• **TASK MATERIAL**
↓

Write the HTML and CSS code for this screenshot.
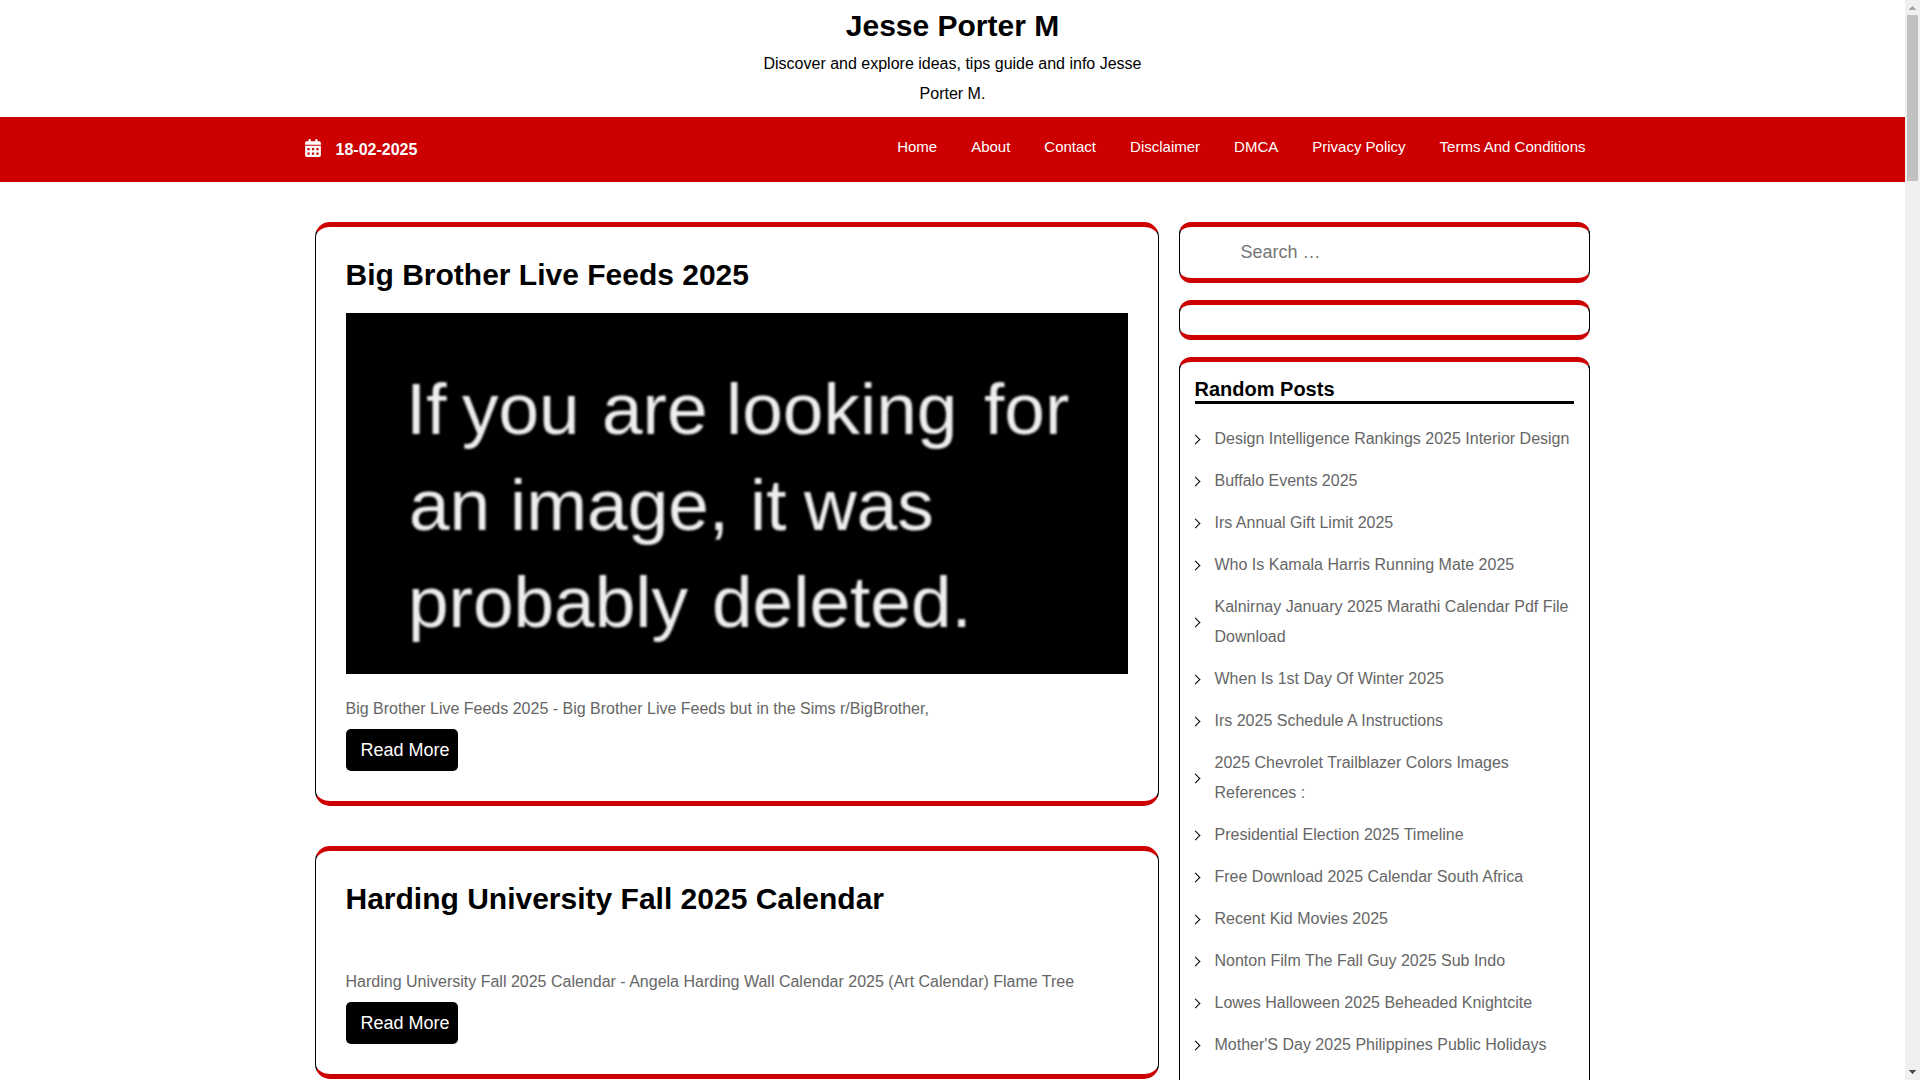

↑
↓

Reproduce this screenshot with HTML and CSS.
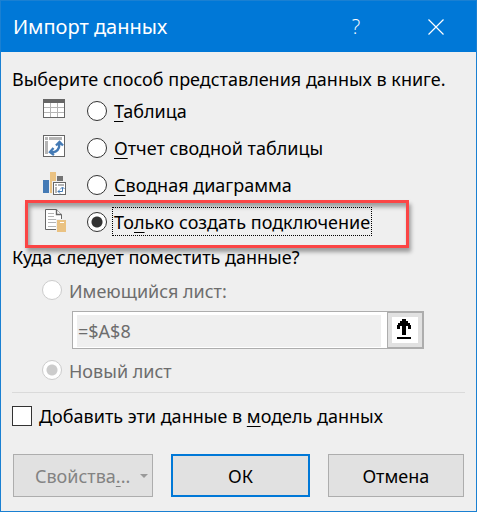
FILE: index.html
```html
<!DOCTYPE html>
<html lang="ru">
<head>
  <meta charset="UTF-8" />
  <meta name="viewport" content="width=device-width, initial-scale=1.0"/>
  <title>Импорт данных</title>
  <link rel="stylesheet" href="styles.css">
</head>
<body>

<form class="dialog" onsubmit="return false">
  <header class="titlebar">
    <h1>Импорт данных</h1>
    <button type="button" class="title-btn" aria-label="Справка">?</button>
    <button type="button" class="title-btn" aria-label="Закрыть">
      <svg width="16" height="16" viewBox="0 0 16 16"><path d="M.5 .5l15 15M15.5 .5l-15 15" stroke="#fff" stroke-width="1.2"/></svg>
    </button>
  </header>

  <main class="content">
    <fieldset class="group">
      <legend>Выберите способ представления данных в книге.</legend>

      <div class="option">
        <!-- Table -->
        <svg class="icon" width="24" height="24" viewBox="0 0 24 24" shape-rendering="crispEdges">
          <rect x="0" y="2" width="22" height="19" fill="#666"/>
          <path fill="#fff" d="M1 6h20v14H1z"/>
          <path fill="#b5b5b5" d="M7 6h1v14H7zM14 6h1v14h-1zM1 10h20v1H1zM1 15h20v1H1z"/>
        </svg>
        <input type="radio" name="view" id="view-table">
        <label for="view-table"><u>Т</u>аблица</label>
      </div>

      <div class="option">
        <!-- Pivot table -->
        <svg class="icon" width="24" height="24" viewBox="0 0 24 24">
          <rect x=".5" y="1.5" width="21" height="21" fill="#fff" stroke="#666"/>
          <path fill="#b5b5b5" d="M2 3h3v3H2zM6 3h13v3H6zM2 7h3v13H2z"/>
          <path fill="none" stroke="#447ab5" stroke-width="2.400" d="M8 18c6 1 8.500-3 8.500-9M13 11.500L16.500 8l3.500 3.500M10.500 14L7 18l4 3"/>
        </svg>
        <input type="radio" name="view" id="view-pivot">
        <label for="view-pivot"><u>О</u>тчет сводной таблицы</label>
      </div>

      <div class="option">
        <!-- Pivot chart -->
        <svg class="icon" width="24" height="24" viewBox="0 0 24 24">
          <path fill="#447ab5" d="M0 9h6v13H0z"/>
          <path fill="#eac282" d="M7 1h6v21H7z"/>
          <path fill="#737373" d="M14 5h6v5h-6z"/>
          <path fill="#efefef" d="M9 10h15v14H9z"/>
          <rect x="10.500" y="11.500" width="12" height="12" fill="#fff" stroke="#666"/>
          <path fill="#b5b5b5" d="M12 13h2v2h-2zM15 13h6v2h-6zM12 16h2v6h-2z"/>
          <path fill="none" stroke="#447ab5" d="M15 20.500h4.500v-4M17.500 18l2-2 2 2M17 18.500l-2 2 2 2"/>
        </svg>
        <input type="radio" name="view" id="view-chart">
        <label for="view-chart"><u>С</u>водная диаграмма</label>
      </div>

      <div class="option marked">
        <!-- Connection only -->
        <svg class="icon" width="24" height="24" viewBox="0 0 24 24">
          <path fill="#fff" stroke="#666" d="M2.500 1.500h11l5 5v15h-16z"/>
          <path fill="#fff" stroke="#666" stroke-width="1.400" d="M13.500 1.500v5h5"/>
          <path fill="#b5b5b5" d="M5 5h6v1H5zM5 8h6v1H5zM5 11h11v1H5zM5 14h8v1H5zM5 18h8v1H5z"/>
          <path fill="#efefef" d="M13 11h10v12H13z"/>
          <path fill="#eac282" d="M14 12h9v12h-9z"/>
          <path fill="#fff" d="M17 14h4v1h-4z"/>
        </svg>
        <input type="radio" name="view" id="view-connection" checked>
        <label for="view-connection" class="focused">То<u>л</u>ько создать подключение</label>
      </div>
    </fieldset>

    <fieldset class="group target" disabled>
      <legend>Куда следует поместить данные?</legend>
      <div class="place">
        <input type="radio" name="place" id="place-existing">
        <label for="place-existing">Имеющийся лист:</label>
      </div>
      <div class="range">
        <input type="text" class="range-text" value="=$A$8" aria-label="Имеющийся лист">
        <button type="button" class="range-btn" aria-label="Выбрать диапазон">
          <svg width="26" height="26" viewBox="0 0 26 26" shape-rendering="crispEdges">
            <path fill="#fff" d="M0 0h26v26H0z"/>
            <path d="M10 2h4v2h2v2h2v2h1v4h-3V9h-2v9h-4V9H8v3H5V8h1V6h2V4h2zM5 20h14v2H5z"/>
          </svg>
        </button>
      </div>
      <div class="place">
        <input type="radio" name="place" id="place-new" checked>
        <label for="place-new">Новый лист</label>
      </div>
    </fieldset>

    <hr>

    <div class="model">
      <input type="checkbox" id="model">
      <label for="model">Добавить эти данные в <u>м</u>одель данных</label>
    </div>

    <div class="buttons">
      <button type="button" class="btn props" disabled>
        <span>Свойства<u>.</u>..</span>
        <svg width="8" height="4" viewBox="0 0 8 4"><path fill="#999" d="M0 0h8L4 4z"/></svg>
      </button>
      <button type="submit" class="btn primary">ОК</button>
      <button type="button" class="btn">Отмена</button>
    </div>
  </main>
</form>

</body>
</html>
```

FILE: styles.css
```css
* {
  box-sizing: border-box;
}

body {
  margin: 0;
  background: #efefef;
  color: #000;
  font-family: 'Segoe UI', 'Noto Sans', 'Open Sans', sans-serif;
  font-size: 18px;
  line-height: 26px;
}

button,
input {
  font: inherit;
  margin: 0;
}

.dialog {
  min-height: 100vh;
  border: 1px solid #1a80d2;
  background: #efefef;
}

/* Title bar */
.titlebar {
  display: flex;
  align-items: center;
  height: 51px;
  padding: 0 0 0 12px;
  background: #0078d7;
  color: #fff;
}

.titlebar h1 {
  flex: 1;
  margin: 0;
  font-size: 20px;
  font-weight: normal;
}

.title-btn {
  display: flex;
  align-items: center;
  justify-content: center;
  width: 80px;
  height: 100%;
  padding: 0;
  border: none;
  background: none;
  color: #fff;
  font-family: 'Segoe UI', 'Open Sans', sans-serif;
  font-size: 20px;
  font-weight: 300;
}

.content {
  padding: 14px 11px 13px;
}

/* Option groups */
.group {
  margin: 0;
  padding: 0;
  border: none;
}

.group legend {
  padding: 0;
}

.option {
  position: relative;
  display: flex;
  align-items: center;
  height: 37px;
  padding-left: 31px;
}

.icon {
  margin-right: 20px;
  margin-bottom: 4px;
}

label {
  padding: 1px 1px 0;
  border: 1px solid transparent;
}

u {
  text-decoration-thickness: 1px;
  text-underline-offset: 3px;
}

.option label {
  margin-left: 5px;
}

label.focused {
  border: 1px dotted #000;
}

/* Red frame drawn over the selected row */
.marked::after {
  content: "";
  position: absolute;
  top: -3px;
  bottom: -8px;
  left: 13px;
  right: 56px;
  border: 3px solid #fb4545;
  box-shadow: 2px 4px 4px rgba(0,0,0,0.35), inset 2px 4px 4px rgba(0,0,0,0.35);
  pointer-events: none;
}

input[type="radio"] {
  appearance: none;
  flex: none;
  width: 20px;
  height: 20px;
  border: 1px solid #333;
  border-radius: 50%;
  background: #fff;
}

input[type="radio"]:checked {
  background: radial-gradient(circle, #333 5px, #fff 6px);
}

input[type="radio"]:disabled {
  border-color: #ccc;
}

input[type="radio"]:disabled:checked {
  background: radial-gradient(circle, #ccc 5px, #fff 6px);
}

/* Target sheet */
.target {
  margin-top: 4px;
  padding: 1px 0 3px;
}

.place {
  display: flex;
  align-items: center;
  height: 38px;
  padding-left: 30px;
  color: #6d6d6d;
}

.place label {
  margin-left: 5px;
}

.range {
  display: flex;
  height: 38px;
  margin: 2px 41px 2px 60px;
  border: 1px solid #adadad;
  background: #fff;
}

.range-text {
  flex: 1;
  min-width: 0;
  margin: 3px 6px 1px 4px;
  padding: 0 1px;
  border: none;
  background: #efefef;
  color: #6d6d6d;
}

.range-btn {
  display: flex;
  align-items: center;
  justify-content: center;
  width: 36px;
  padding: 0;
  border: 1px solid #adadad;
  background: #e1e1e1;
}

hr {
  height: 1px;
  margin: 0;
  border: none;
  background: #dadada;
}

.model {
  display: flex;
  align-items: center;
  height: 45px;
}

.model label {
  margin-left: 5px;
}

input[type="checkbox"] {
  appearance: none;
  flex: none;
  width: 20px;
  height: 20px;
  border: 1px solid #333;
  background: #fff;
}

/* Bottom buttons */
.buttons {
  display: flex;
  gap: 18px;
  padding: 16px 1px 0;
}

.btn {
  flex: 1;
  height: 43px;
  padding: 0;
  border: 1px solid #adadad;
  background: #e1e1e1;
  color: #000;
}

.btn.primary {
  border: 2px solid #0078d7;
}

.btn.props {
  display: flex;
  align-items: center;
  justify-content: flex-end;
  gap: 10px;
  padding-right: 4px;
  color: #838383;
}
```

↑

• **THE TASK**
For each line of the listing that holds the word "screenshot", show that line.

• **OUTPUT BELOW**
Write the HTML and CSS code for this screenshot.
Reproduce this screenshot with HTML and CSS.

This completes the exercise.